Infectious bursal disease virus (IBDV) belongs to the Birnaviridae family. It causes a highly contagious immunosuppressive disease in chickens by depleting B cell populations within the Bursa of Fabricius.
The IBDV virion consists of a double stranded RNA genome in a non-enveloped icosahedral capsid. The capsid contains two major structural proteins, VP3 and VP2. Virus neutralizing antibodies have been shown to recognise a conformational epitope located in the hypervariable region of VP2, between amino acid residues 206 and 350. Thus, the VP2 protein is an important target for immunodetection and immunoprophylaxis studies.
A large number of IBDV strains have been identified throughout the world and grouped according to their relative pathogenicity and antigenicity. Three major groups have been identified: (i) classical strains, (ii) very virulent types (vvIBDV) capable of causing up to 70% mortality and (iii) antigenic variants. In Australia both classical and variant field strains of IBDV have been identified which are genetically distinct from overseas strains. Australian classical strains are similar to vaccine strains such as 002/73 and V877 both antigenically and by nucleotide sequencing.
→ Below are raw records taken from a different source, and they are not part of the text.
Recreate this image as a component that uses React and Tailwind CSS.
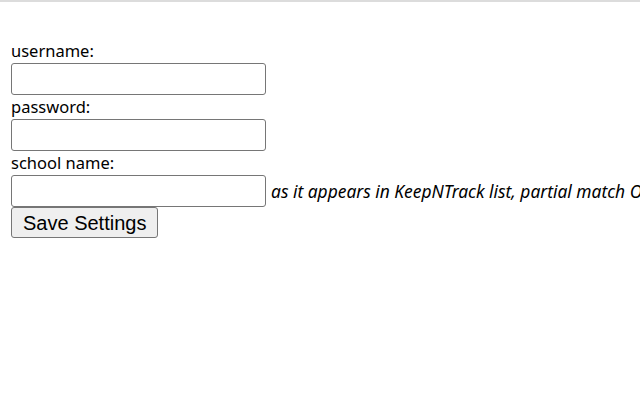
import React, { useState } from "react";

const label = "block h-[24px] leading-[24px] text-[16.5px] text-black";
const input = "block w-[255px] h-[32px] border border-[#767676] rounded-[3px] bg-white px-1 text-[17px]";

export default function App() {
    const [form, setForm] = useState({ username: "", password: "", school: "" });
    const set = (k) => (e) => setForm(p => ({ ...p, [k]: e.target.value }));

    return (
        <div className="w-[640px] h-[400px] overflow-hidden bg-white font-['Noto_Sans',sans-serif]">
            <div className="h-[2px] bg-[#dcdcdc]" />
            <form className="pt-[37px] pl-[11px]" onSubmit={e => e.preventDefault()}>
                <label className={label}>username:</label>
                <input value={form.username} onChange={set("username")} className={input} />
                <label className={label}>password:</label>
                <input type="password" value={form.password} onChange={set("password")} className={input} />
                <label className={label}>school name:</label>
                <div className="flex items-center whitespace-nowrap">
                    <input value={form.school} onChange={set("school")} className={input} />
                    <span className="ml-[5px] italic text-[17.4px] text-black">as it appears in KeepNTrack list, partial match OK</span>
                </div>
                <button type="submit" className="h-[31px] px-[11px] border border-[#767676] rounded-[3px] bg-[#efefef] text-[20px] leading-none text-black font-['Liberation_Sans',Arial,sans-serif]">Save Settings</button>
            </form>
        </div>
    );
}
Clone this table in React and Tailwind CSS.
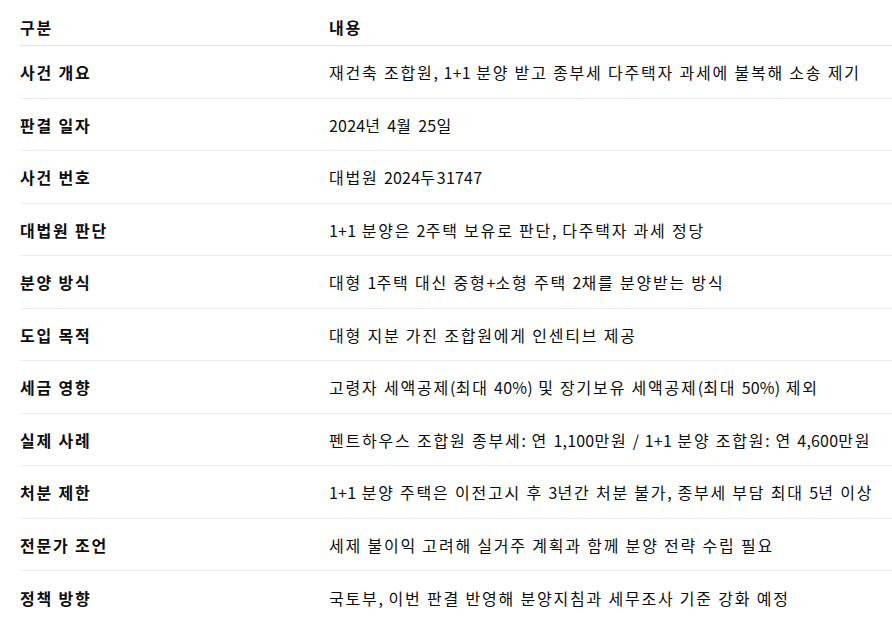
const rows = [
  ["사건 개요", "재건축 조합원, 1+1 분양 받고 종부세 다주택자 과세에 불복해 소송 제기"],
  ["판결 일자", "2024년 4월 25일"],
  ["사건 번호", "대법원 2024두31747"],
  ["대법원 판단", "1+1 분양은 2주택 보유로 판단, 다주택자 과세 정당"],
  ["분양 방식", "대형 1주택 대신 중형+소형 주택 2채를 분양받는 방식"],
  ["도입 목적", "대형 지분 가진 조합원에게 인센티브 제공"],
  ["세금 영향", "고령자 세액공제(최대 40%) 및 장기보유 세액공제(최대 50%) 제외"],
  ["실제 사례", "펜트하우스 조합원 종부세: 연 1,100만원 / 1+1 분양 조합원: 연 4,600만원"],
  ["처분 제한", "1+1 분양 주택은 이전고시 후 3년간 처분 불가, 종부세 부담 최대 5년 이상"],
  ["전문가 조언", "세제 불이익 고려해 실거주 계획과 함께 분양 전략 수립 필요"],
  ["정책 방향", "국토부, 이번 판결 반영해 분양지침과 세무조사 기준 강화 예정"],
];

// latin runs (digits, punctuation) keep normal spacing, hangul gets wider tracking
function Spaced({ text }) {
  return text.split(/([0-9A-Za-z+%(),.:/]+)/).map((part, i) =>
    i % 2 ? (
      <span key={i} className="tracking-[0.2px]">
        {part}
      </span>
    ) : (
      part
    )
  );
}

export default function App() {
  return (
    <div className="min-h-screen bg-white overflow-hidden pl-[20px] font-['Noto_Sans_CJK_KR','Noto_Sans',sans-serif] text-[16px] tracking-[1.8px] text-[#0d0d0d]">
      <div className="w-[900px]">
        <div className="grid grid-cols-[309px_1fr] h-[46px] pt-[15px] border-b border-[#e3e3e3] font-bold leading-6">
          <div>구분</div>
          <div>내용</div>
        </div>
        {rows.map(([label, text], i) => (
          <div
            key={label}
            className={
              "grid grid-cols-[309px_1fr] items-center h-[52.5px] leading-6 pt-[1px] " +
              (i < rows.length - 1 ? "border-b border-[#ececec]" : "")
            }
          >
            <div className="font-bold">{label}</div>
            <div className="whitespace-nowrap">
              <Spaced text={text} />
            </div>
          </div>
        ))}
      </div>
    </div>
  );
}
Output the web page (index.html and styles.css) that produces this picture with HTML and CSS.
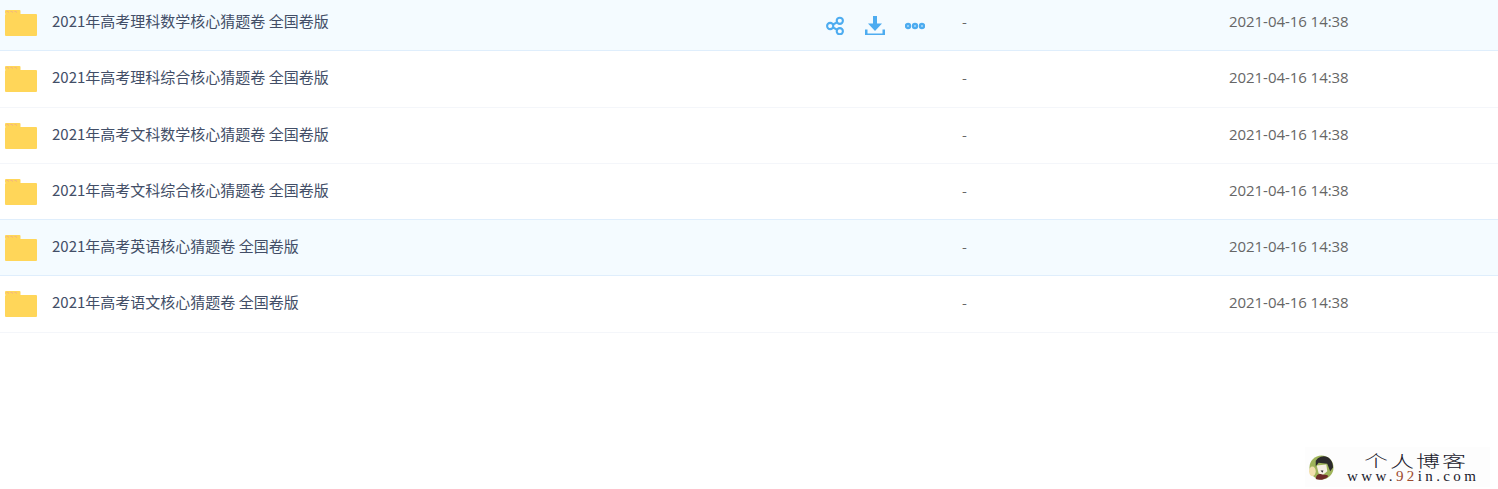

Australian variants, however, are quite distinct both at the antigenic and genetic level forming a distinct group of viruses that are unrelated to variants isolated in other countries such as the USA.
The ability to differentiate and treat infection caused by IBDV strains is a major concern to the poultry industry worldwide, as effective control of this devastating disease relies on the administration of different vaccine strains. In many countries both accidental incursion of IBDV strains from neighbouring countries and the absence of a test for establishing whether outbreaks in the field are due to vaccine breaks or circulating field strains are also major problems.
Differentiation of IBDV strains is currently largely based upon using either monoclonal antibodies directed against the major neutralising protein of the virus (VP2) or by nucleotide sequencing of the VP2 gene. Monoclonal antibodies generated against the VP2 and VP3 gene product have perhaps played the most significant role in detecting and differentiating IBDV strains and several VP2 and VP3 specific monoclonal antibodies have been developed.
Testing with monoclonal antibodies is generally quicker and significantly cheaper than other prior art technologies, however, monoclonal antibodies are limited in terms of their differentiation. Furthermore, a major drawback of using monoclonal antibodies as immunodiagnostics or immunotherapeutic reagents lies in the cost and time required for production, screening and maintenance of hybridoma cell lines. In addition, an anti-antibody response is often induced when monoclonal antibodies are administered in a heterologous species, thus compromising their effectiveness.
Thus, there is currently a need for improved diagnostic and or therapeutic agents effective against IBDV. In particular there is a need for diagnostics that are capable of differentiating IBDV strains, that might be used to track the incursion of exotic strains of IBDV into a particular country and or for differentiating IBDV strains very similar to vaccine IBDV strains from circulating field strains. In addition, there is a need to differentiate between an immune response induced by IBDV vaccines from that induced by field strains. There is also strong demand for new therapeutics capable of combating this devastating disease.